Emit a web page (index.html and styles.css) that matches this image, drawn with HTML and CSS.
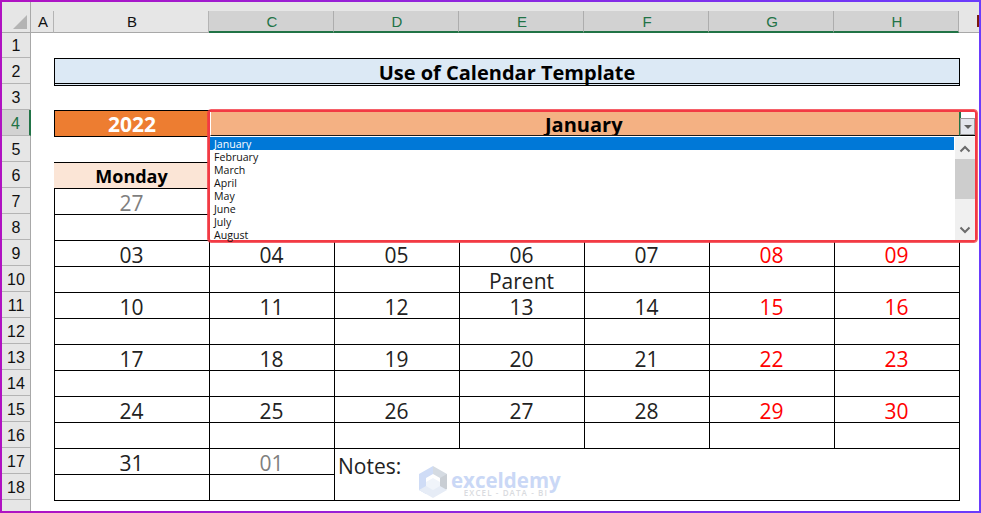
FILE: index.html
```html
<!DOCTYPE html>
<html lang="en">
<head>
<meta charset="utf-8">
<title>Use of Calendar Template</title>
<link rel="stylesheet" href="styles.css">
</head>
<body>
<div class="frame">
  <div class="sheet">
    <div class="corner"><span class="corner-tri"></span></div>
    <div class="colheads">
      <div class="ch w-a">A</div>
      <div class="ch w-b">B</div>
      <div class="ch w-n sel">C</div>
      <div class="ch w-n sel">D</div>
      <div class="ch w-n sel">E</div>
      <div class="ch w-n sel">F</div>
      <div class="ch w-n sel">G</div>
      <div class="ch w-n sel">H</div>
      <div class="ch w-i"><span class="cut-i"></span></div>
    </div>
    <div class="rowheads">
      <div class="rh first">1</div>
      <div class="rh">2</div>
      <div class="rh">3</div>
      <div class="rh sel">4</div>
      <div class="rh">5</div>
      <div class="rh">6</div>
      <div class="rh">7</div>
      <div class="rh">8</div>
      <div class="rh">9</div>
      <div class="rh">10</div>
      <div class="rh">11</div>
      <div class="rh">12</div>
      <div class="rh">13</div>
      <div class="rh">14</div>
      <div class="rh">15</div>
      <div class="rh">16</div>
      <div class="rh">17</div>
      <div class="rh">18</div>
      <div class="rh-rest"></div>
    </div>
    <div class="body">
      <div class="title">Use of Calendar Template</div>
      <div class="yearrow">
        <div class="year">2022</div>
        <div class="month"></div>
      </div>
      <div class="cal">
        <div class="c head">Monday</div><div class="c span6"></div>
        <div class="c grey">27</div><div class="c span6"></div>
        <div class="c"></div><div class="c span6"></div>

        <div class="c">03</div><div class="c">04</div><div class="c">05</div><div class="c">06</div><div class="c">07</div><div class="c red">08</div><div class="c red">09</div>
        <div class="c"></div><div class="c"></div><div class="c"></div><div class="c">Parent</div><div class="c"></div><div class="c"></div><div class="c"></div>
        <div class="c">10</div><div class="c">11</div><div class="c">12</div><div class="c">13</div><div class="c">14</div><div class="c red">15</div><div class="c red">16</div>
        <div class="c"></div><div class="c"></div><div class="c"></div><div class="c"></div><div class="c"></div><div class="c"></div><div class="c"></div>
        <div class="c">17</div><div class="c">18</div><div class="c">19</div><div class="c">20</div><div class="c">21</div><div class="c red">22</div><div class="c red">23</div>
        <div class="c"></div><div class="c"></div><div class="c"></div><div class="c"></div><div class="c"></div><div class="c"></div><div class="c"></div>
        <div class="c">24</div><div class="c">25</div><div class="c">26</div><div class="c">27</div><div class="c">28</div><div class="c red">29</div><div class="c red">30</div>
        <div class="c"></div><div class="c"></div><div class="c"></div><div class="c"></div><div class="c"></div><div class="c"></div><div class="c"></div>
        <div class="c">31</div><div class="c grey">01</div><div class="c notes">Notes:</div>
        <div class="c"></div><div class="c"></div>
      </div>
    </div>
  </div>

  <div class="dropdown">
    <div class="dd-cell">
      <div class="dd-fill">January</div>
      <div class="dd-side"><span class="dd-btn"><span class="dd-caret"></span></span></div>
    </div>
    <div class="dd-panel">
      <ul class="dd-list">
        <li class="on">January</li>
        <li>February</li>
        <li>March</li>
        <li>April</li>
        <li>May</li>
        <li>June</li>
        <li>July</li>
        <li>August</li>
      </ul>
      <div class="dd-scroll">
        <svg class="sb-arrow" viewBox="0 0 20 22" width="20" height="22"><path d="M5.5 14.5L10 10l4.500 4.500" fill="none" stroke="#6b6b6b" stroke-width="2"/></svg>
        <div class="sb-thumb"></div>
        <div class="sb-track"></div>
        <svg class="sb-arrow" viewBox="0 0 20 22" width="20" height="22"><path d="M5.500 9.500L10 14l4.500-4.500" fill="none" stroke="#6b6b6b" stroke-width="2"/></svg>
      </div>
    </div>
  </div>

  <div class="mark">
    <svg class="mark-logo" viewBox="0 0 28 32" width="28" height="32">
      <path d="M14 0L28 8v8l-7-4-7-4z" fill="#d5dbe2"/>
      <path d="M14 0L0 8v16l7 4V12l7-4z" fill="#cfdcf6"/>
      <path d="M28 8v15l-7 4V12z" fill="#c9ced4"/>
      <path d="M14 12l7 4v8l-7 4-7-4v-8z" fill="#f0f4fa"/>
      <path d="M0 24l14 8 14-8-7-4-7 4-7-4z" fill="#e6ecf6"/>
    </svg>
    <div class="mark-text">
      <div class="mark-name">exceldemy</div>
      <div class="mark-sub">EXCEL - DATA - BI</div>
    </div>
  </div>
</div>
</body>
</html>
```
FILE: styles.css
```css
* { box-sizing: border-box; }
html, body { margin: 0; padding: 0; background: #fff; }
body { width: 981px; height: 513px; overflow: hidden; }

.frame {
  position: relative;
  width: 981px;
  height: 513px;
  border: 2px solid;
  border-image: linear-gradient(90deg, #b012c2, #6a3cfc) 1;
  background: #fff;
  overflow: hidden;
}

.sheet {
  display: grid;
  grid-template-columns: 29px 948px;
  grid-template-rows: 31px 478px;
  height: 509px;
  font-family: "Liberation Sans", Arial, sans-serif;
}

/* corner + headers */
.corner {
  position: relative;
  background: #e6e6e6;
  border-right: 1px solid #a8a8a8;
  border-bottom: 1px solid #a8a8a8;
}
.corner-tri {
  position: absolute;
  right: 3px;
  bottom: 3px;
  width: 0;
  height: 0;
  border-style: solid;
  border-width: 0 0 14px 14px;
  border-color: transparent transparent #b4b4b4 transparent;
}
.colheads {
  display: flex;
  background: #e6e6e6;
  padding-top: 9px;
}
.ch {
  display: flex;
  align-items: center;
  justify-content: center;
  font-size: 15px;
  color: #111;
  border-right: 1px solid #b4b4b4;
  border-bottom: 1px solid #a8a8a8;
  height: 22px;
  padding-left: 2px;
  padding-bottom: 1px;
}
.w-a { width: 23px; }
.w-b { width: 155px; }
.w-n { width: 125px; }
.w-i { width: 20px; border-right: 0; justify-content: flex-end; }
.ch.sel {
  background: #d2d2d2;
  color: #217346;
  border-bottom: 2px solid #217346;
  border-right-color: #adadad;
  padding-bottom: 0;
}
.cut-i { width: 2px; height: 12px; background: #7a1a10; margin-bottom: 1px; }

.rowheads {
  display: flex;
  flex-direction: column;
  background: #e6e6e6;
  border-right: 1px solid #a8a8a8;
}
.rh {
  height: 26px;
  display: flex;
  align-items: center;
  justify-content: center;
  font-size: 16px;
  color: #111;
  border-bottom: 1px solid #b4b4b4;
  padding-top: 2px;
}
.rh.first { height: 25px; }
.rh.sel {
  background: #d2d2d2;
  color: #217346;
  border-right: 2px solid #217346;
  margin-right: -1px;
}
.rh-rest { flex: 1; }

/* worksheet body */
.body {
  padding: 25px 0 0 23px;
  font-family: "Open Sans", "Noto Sans", sans-serif;
  color: #111;
  background: #fff;
}
.title {
  width: 906px;
  height: 28px;
  background: #dce9f5;
  border: 1px solid #000;
  border-bottom: 3px double #000;
  font-size: 20px;
  font-weight: 700;
  line-height: 27px;
  text-align: center;
  color: #000;
}
.yearrow {
  display: flex;
  width: 906px;
  height: 27px;
  margin-top: 24px;
  border: 1px solid #000;
}
.year {
  width: 154px;
  background: #ed7d31;
  color: #fff;
  font-size: 21px;
  font-weight: 700;
  line-height: 27px;
  text-align: center;
}
.month {
  flex: 1;
  background: #f4b183;
}
.cal {
  display: grid;
  grid-template-columns: 155px repeat(6, 125px);
  grid-auto-rows: 26px;
  width: 906px;
  margin-top: 25px;
  border-top: 1px solid #000;
  border-left: 1px solid #000;
}
.c {
  border-right: 1px solid #000;
  border-bottom: 1px solid #000;
  font-size: 21px;
  line-height: 28px;
  text-align: center;
  color: #222;
  margin-left: -1px;
}
.span6 { grid-column: span 6; }
.head {
  background: #fbe5d6;
  font-size: 18px;
  font-weight: 700;
  line-height: 27px;
  color: #000;
}
.grey { color: #7f7f7f; }
.red { color: #ff0000; }
.notes {
  grid-column: 3 / 8;
  grid-row: span 2;
  text-align: left;
  padding-left: 4px;
  padding-top: 3px;
}

/* data validation dropdown */
.dropdown {
  position: absolute;
  left: 206px;
  top: 108px;
  width: 769px;
  height: 132px;
  display: flex;
  flex-direction: column;
  border: 2px solid #f23a44;
  border-radius: 3px;
  outline: 1px solid rgba(242, 58, 68, .8);
  background: #fff;
}
.dd-cell { display: flex; height: 24px; flex: none; }
.dd-fill {
  width: 749px;
  height: 24px;
  background: #f4b183;
  border-left: 1px solid #fff;
  border-bottom: 1px solid #1a1a1a;
  padding-left: 334px;
  font-family: "Open Sans", "Noto Sans", sans-serif;
  font-size: 20px;
  font-weight: 700;
  line-height: 25px;
  overflow: hidden;
  color: #000;
}
.dd-side {
  flex: 1;
  display: flex;
  align-items: flex-end;
  border-left: 2px solid #217346;
  border-bottom: 1px solid #000;
}
.dd-btn {
  width: 15px;
  height: 17px;
  margin-left: -1px;
  background: #e3e5ec;
  border: 1px solid #9a9a9a;
  display: flex;
  align-items: center;
  justify-content: center;
}
.dd-caret {
  width: 0;
  height: 0;
  border-style: solid;
  border-width: 4px 4px 0 4px;
  border-color: #606060 transparent transparent transparent;
}
.dd-panel { flex: 1; display: flex; min-height: 0; margin-top: 1px; }
.dd-list {
  list-style: none;
  margin: 0;
  padding: 0;
  width: 744px;
  font-family: "Open Sans", "Noto Sans", sans-serif;
  font-size: 10.6px;
  color: #111;
}
.dd-list li { height: 13px; line-height: 15px; padding-left: 4px; }
.dd-list li.on { background: #0078d7; color: #fff; }
.dd-scroll {
  width: 20px;
  margin-left: 1px;
  display: flex;
  flex-direction: column;
  background: #f0f0f0;
}
.sb-arrow { display: block; flex: none; }
.sb-thumb { height: 40px; flex: none; background: #cdcdcd; }
.sb-track { flex: 1; }

/* watermark */
.mark {
  position: absolute;
  left: 417px;
  top: 464px;
  display: flex;
  gap: 4px;
}
.mark-logo { display: block; }
.mark-text { display: flex; flex-direction: column; align-items: center; }
.mark-name {
  font-family: "Open Sans", sans-serif;
  font-size: 20.500px;
  font-weight: 700;
  line-height: 18px;
  color: #cad8f6;
  margin-top: 5px;
}
.mark-sub {
  font-family: "Open Sans", sans-serif;
  font-size: 8px;
  font-weight: 600;
  letter-spacing: 1.1px;
  line-height: 8px;
  color: #d9dbe0;
}
```
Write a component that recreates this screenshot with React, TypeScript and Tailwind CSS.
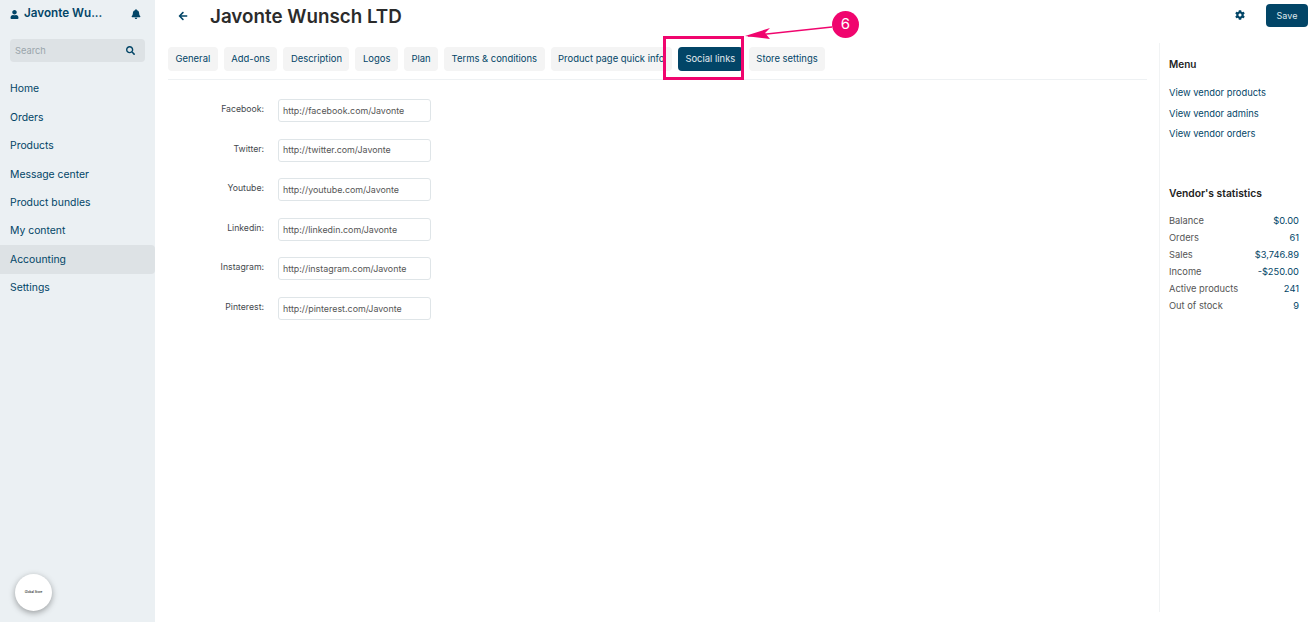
import { FaArrowLeft, FaBell, FaCog, FaSearch, FaUser } from "react-icons/fa"

const navItems = ["Home", "Orders", "Products", "Message center", "Product bundles", "My content", "Accounting", "Settings"]
const tabs = ["General", "Add-ons", "Description", "Logos", "Plan", "Terms & conditions", "Product page quick info", "Social links", "Store settings"]
const socialLinks = [
  ["Facebook:", "http://facebook.com/Javonte"],
  ["Twitter:", "http://twitter.com/Javonte"],
  ["Youtube:", "http://youtube.com/Javonte"],
  ["Linkedin:", "http://linkedin.com/Javonte"],
  ["Instagram:", "http://instagram.com/Javonte"],
  ["Pinterest:", "http://pinterest.com/Javonte"],
]
const menuLinks = ["View vendor products", "View vendor admins", "View vendor orders"]
const stats = [
  ["Balance", "$0.00"],
  ["Orders", "61"],
  ["Sales", "$3,746.89"],
  ["Income", "-$250.00"],
  ["Active products", "241"],
  ["Out of stock", "9"],
]

export default function App() {
  return (
    <div className="relative flex h-[622px] w-[1315px] overflow-hidden bg-white font-['Inter',sans-serif] text-[#024567]">
      {/* Sidebar */}
      <aside className="relative flex w-[155px] shrink-0 flex-col bg-[#ebf0f3]">
        <div className="flex h-[28px] items-center pl-[10px] pr-[14px]">
          <FaUser className="h-[9px] w-[9px]" />
          <span className="ml-[5px] text-[11.7px] font-semibold">Javonte Wu...</span>
          <FaBell className="ml-auto h-[10px] w-[10px]" />
        </div>
        <div className="mx-[10px] mt-[11px] flex h-[23px] items-center justify-between rounded-[4px] bg-[#dde2e5] pl-[5px] pr-[10px]">
          <span className="text-[9.3px] text-[#9aa5ab]">Search</span>
          <FaSearch className="h-[9px] w-[9px]" />
        </div>
        <nav className="mt-[13px] flex flex-col">
          {navItems.map((item) => (
            <div
              key={item}
              className={`flex h-[28.4px] items-center pl-[10px] text-[10.4px] ${item === "Accounting" ? "rounded-r-[4px] bg-[#dde2e5]" : ""}`}
            >
              {item}
            </div>
          ))}
        </nav>
        <div className="absolute left-[15px] top-[574px] flex h-[37px] w-[37px] items-center justify-center rounded-full bg-white shadow-[0_2px_6px_rgba(0,0,0,0.35)]">
          <span className="text-[3px] font-semibold text-[#333]">Global Store</span>
        </div>
      </aside>

      {/* Main */}
      <div className="flex min-w-0 flex-1 flex-col">
        <header className="flex h-[43px] shrink-0 items-start">
          <FaArrowLeft className="ml-[23px] mt-[11px] h-[10px] w-[10px]" />
          <h1 className="ml-[22px] mt-[4px] text-[18.8px] font-semibold leading-[26px] text-[#2b2b2b]">Javonte Wunsch LTD</h1>
          <FaCog className="ml-auto mt-[10px] h-[10px] w-[10px]" />
          <button className="ml-[21px] mr-[7px] mt-[4px] h-[23px] w-[42px] rounded-[4px] bg-[#024567] text-[9px] text-[#dfe8ec]">Save</button>
        </header>

        <div className="flex min-h-0 flex-1">
          <main className="w-[992px] shrink-0 pl-[13px]">
            <div className="flex h-[37px] gap-[6px] border-b border-[#eef1f3] pt-[4px]">
              {tabs.map((tab) => (
                <div
                  key={tab}
                  className={`flex h-[24px] items-center rounded-[4px] px-[7.5px] text-[9.45px] ${tab === "Social links" ? "bg-[#024567] text-[#e3ebef]" : "bg-[#f4f4f4]"}`}
                >
                  {tab}
                </div>
              ))}
            </div>
            <div className="mt-[19px] flex flex-col gap-[16.6px]">
              {socialLinks.map(([label, value]) => (
                <div key={label} className="flex h-[23px] items-center">
                  <label className="w-[96px] pb-[2px] text-right text-[8.7px] text-[#44494d]">{label}</label>
                  <div className="ml-[14px] flex h-[23px] w-[153px] items-center rounded-[3px] border border-[#dfe5e8] pl-[4px] text-[8.9px] text-[#555]">
                    {value}
                  </div>
                </div>
              ))}
            </div>
          </main>

          <aside className="mb-[10px] ml-[12px] flex-1 border-l border-[#f1f3f4] pl-[9px] pr-[16px]">
            <h3 className="mt-[14px] text-[10px] font-semibold leading-[14px] text-[#222]">Menu</h3>
            <div className="mt-[15px] flex flex-col gap-[7.5px]">
              {menuLinks.map((link) => (
                <a key={link} className="text-[9.35px] leading-[13px]">{link}</a>
              ))}
            </div>
            <h3 className="mt-[46px] text-[10.3px] font-semibold leading-[14px] text-[#222]">Vendor's statistics</h3>
            <div className="mt-[12px] flex flex-col">
              {stats.map(([label, value]) => (
                <div key={label} className="flex h-[17px] items-center justify-between text-[9.3px]">
                  <span className="text-[#555]">{label}</span>
                  <span>{value}</span>
                </div>
              ))}
            </div>
          </aside>
        </div>
      </div>

      {/* Annotation */}
      <div className="absolute left-[663px] top-[36px] h-[44px] w-[81px] border-[3px] border-[#f0056e]" />
      <svg className="absolute left-[740px] top-[20px]" width="95" height="25" viewBox="0 0 95 25">
        <path d="M8 16 L92 7" stroke="#f0056e" strokeWidth="1.6" fill="none" />
        <path d="M5 16 L30 8 L25 13 L30 19 Z" fill="#f0056e" />
      </svg>
      <div className="absolute left-[832px] top-[11px] flex h-[27px] w-[27px] items-center justify-center rounded-full bg-[#f0056e] text-[15px] text-white">6</div>
    </div>
  )
}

........

--- Aim of the exercise ---
Extract exactly, and only, the lines from the one with "Write a component" to the one with "FaCog, FaSearch, FaUser", both ends counted. Leave the images behind.

--- Exercise result ---
Write a component that recreates this screenshot with React, TypeScript and Tailwind CSS.
import { FaArrowLeft, FaBell, FaCog, FaSearch, FaUser } from "react-icons/fa"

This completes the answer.